三つ子の魂
よく世間では三つ子の魂百までという。これは持って生まれた性質が年をとっても変わらないことを意味するであろう。性質ではないが年をとっても変わらない慣行が古枯の木には沢山あると思う。今日はそのうちの二つについて説明したい。
古枯の木の母のいとこで旧陸軍で大変出世した人がいた。家が貧しく小学校を卒業すると名古屋の呉服屋に小僧にだされるところだった。ところが彼の才能を惜しんだ小学校の先生が父親に金のかからぬ幼年学校に進学させるよう勧めた。彼は幼年学校、陸軍士官学区、陸軍大学と順調に進学し、日中戦争、太平洋戦争に従軍し、最後は名古屋師団の師団長を勤めた。このおじさんが少年の頃、父親に小銭がたまると年に2-3回、魚のあらを買いに走ったそうだ。そのあらのうまかったことを生涯忘れることができなかったとよく古枯の木に語ってくれた。わが家では平均して月1回あらを買って食べることにしている。でもなぜあらを買うかの説明は子供たちにはしていないと思う。

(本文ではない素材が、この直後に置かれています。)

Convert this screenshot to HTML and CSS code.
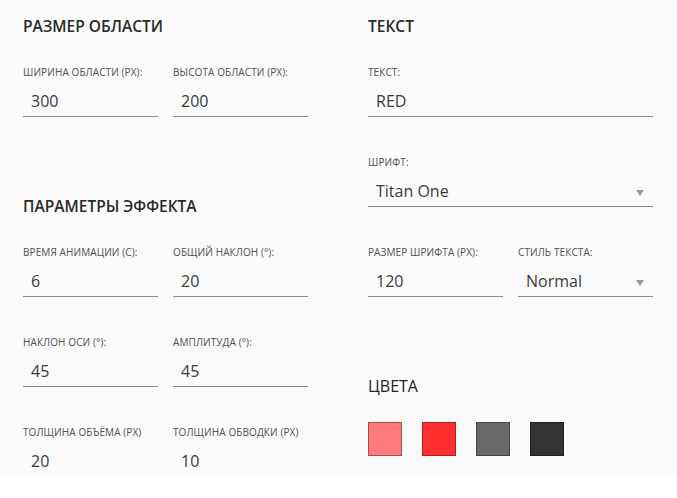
FILE: index.html
```html
<!DOCTYPE html>
<html lang="ru">
<head>
<meta charset="utf-8">
<link rel="stylesheet" href="styles.css">
</head>
<body>
<div class="app">
  <div class="panel">
    <h2 class="heading">РАЗМЕР ОБЛАСТИ</h2>
    <div class="row">
      <div class="field"><div class="label">ШИРИНА ОБЛАСТИ (PX):</div><div class="input">300</div></div>
      <div class="field"><div class="label">ВЫСОТА ОБЛАСТИ (PX):</div><div class="input">200</div></div>
    </div>
    <h2 class="heading spaced">ПАРАМЕТРЫ ЭФФЕКТА</h2>
    <div class="row">
      <div class="field"><div class="label">ВРЕМЯ АНИМАЦИИ (С):</div><div class="input">6</div></div>
      <div class="field"><div class="label">ОБЩИЙ НАКЛОН (°):</div><div class="input">20</div></div>
    </div>
    <div class="row">
      <div class="field"><div class="label">НАКЛОН ОСИ (°):</div><div class="input">45</div></div>
      <div class="field"><div class="label">АМПЛИТУДА (°):</div><div class="input">45</div></div>
    </div>
    <div class="row">
      <div class="field"><div class="label">ТОЛЩИНА ОБЪЁМА (PX)</div><div class="input">20</div></div>
      <div class="field"><div class="label">ТОЛЩИНА ОБВОДКИ (PX)</div><div class="input">10</div></div>
    </div>
  </div>
  <div class="panel">
    <h2 class="heading">ТЕКСТ</h2>
    <div class="field"><div class="label">ТЕКСТ:</div><div class="input">RED</div></div>
    <div class="field"><div class="label">ШРИФТ:</div><div class="input select">Titan One<span class="arrow"></span></div></div>
    <div class="row">
      <div class="field"><div class="label">РАЗМЕР ШРИФТА (PX):</div><div class="input">120</div></div>
      <div class="field"><div class="label">СТИЛЬ ТЕКСТА:</div><div class="input select">Normal<span class="arrow"></span></div></div>
    </div>
    <h2 class="heading spaced light">ЦВЕТА</h2>
    <div class="swatches">
      <div class="swatch c1"></div>
      <div class="swatch c2"></div>
      <div class="swatch c3"></div>
      <div class="swatch c4"></div>
    </div>
  </div>
</div>
</body>
</html>
```

FILE: styles.css
```css
html, body {
  margin: 0;
  padding: 0;
  background: #ffffff;
}
body {
  font-family: "Open Sans", "Noto Sans", "DejaVu Sans", sans-serif;
  color: #333;
}
.app {
  height: 460px;
  overflow: hidden;
  background: #fafafa;
  padding: 16px 0 0 23px;
  display: grid;
  grid-template-columns: 285px 285px;
  column-gap: 60px;
  align-items: start;
}
.panel {
  display: flex;
  flex-direction: column;
}
.heading {
  margin: 0 0 30px 0;
  font-size: 15.5px;
  line-height: 20px;
  font-weight: 600;
  color: #2a2a2a;
}
.heading.spaced {
  margin-top: 40px;
}
.heading.light {
  font-weight: 400;
  font-size: 16px;
  color: #222;
}
.row {
  display: grid;
  grid-template-columns: 135px 135px;
  column-gap: 15px;
}
.field {
  display: flex;
  flex-direction: column;
  margin-bottom: 39px;
}
.label {
  font-size: 10px;
  line-height: 12px;
  letter-spacing: 0.1px;
  color: #505050;
  white-space: nowrap;
}
.input {
  margin-top: 7px;
  height: 31px;
  line-height: 33px;
  border-bottom: 1px solid #8a8a8a;
  padding-left: 8px;
  font-size: 16px;
  color: #3a3a3a;
  position: relative;
}
.arrow {
  position: absolute;
  right: 9px;
  top: 15px;
  width: 0;
  height: 0;
  border-left: 4.5px solid transparent;
  border-right: 4.5px solid transparent;
  border-top: 6px solid #9a9a9a;
}
.swatches {
  display: flex;
  gap: 20px;
  margin-top: -4px;
}
.swatch {
  width: 32px;
  height: 32px;
  border: 1px solid rgba(0, 0, 0, 0.35);
}
.c1 { background: #ff7a7a; }
.c2 { background: #ff2f2f; }
.c3 { background: #696969; }
.c4 { background: #333333; }
```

子供の頃の食料事情は戦争のため非常に惨めだった。中学1年生のとき勤労動員で工場で働いていた。工員や兵隊たちの残飯をあさるのでわれわれは残飯学生と呼ばれていた。先生は残飯をあさるなと言ったが聞く者は一人もいなかった。残飯学生はどこにうまいものがあるかをよく知っていた。それは将校食堂の横の残飯の捨て場だった。一般の工員、兵士たちはろくなものを食べていなかったが、将校たちはてんぷら、カツどん、焼き魚、うどんなどを食べていた。それは食堂から発する匂いで分かった。このときあさって食べたえびの尻尾のうまかったことをいまでも覚えている。こんなにうまいものがこの世の中にあるかと思ったぐらいだ。そのためいまでもてんぷらまたはフライにしたえびの尻尾は残さず食べることにしている。孫をレストランに連れて行き、古枯の木がえびの尻尾を食べるとき彼らは不思議そうな眼でみている。孫にその理由を説明することは多分ないだろう。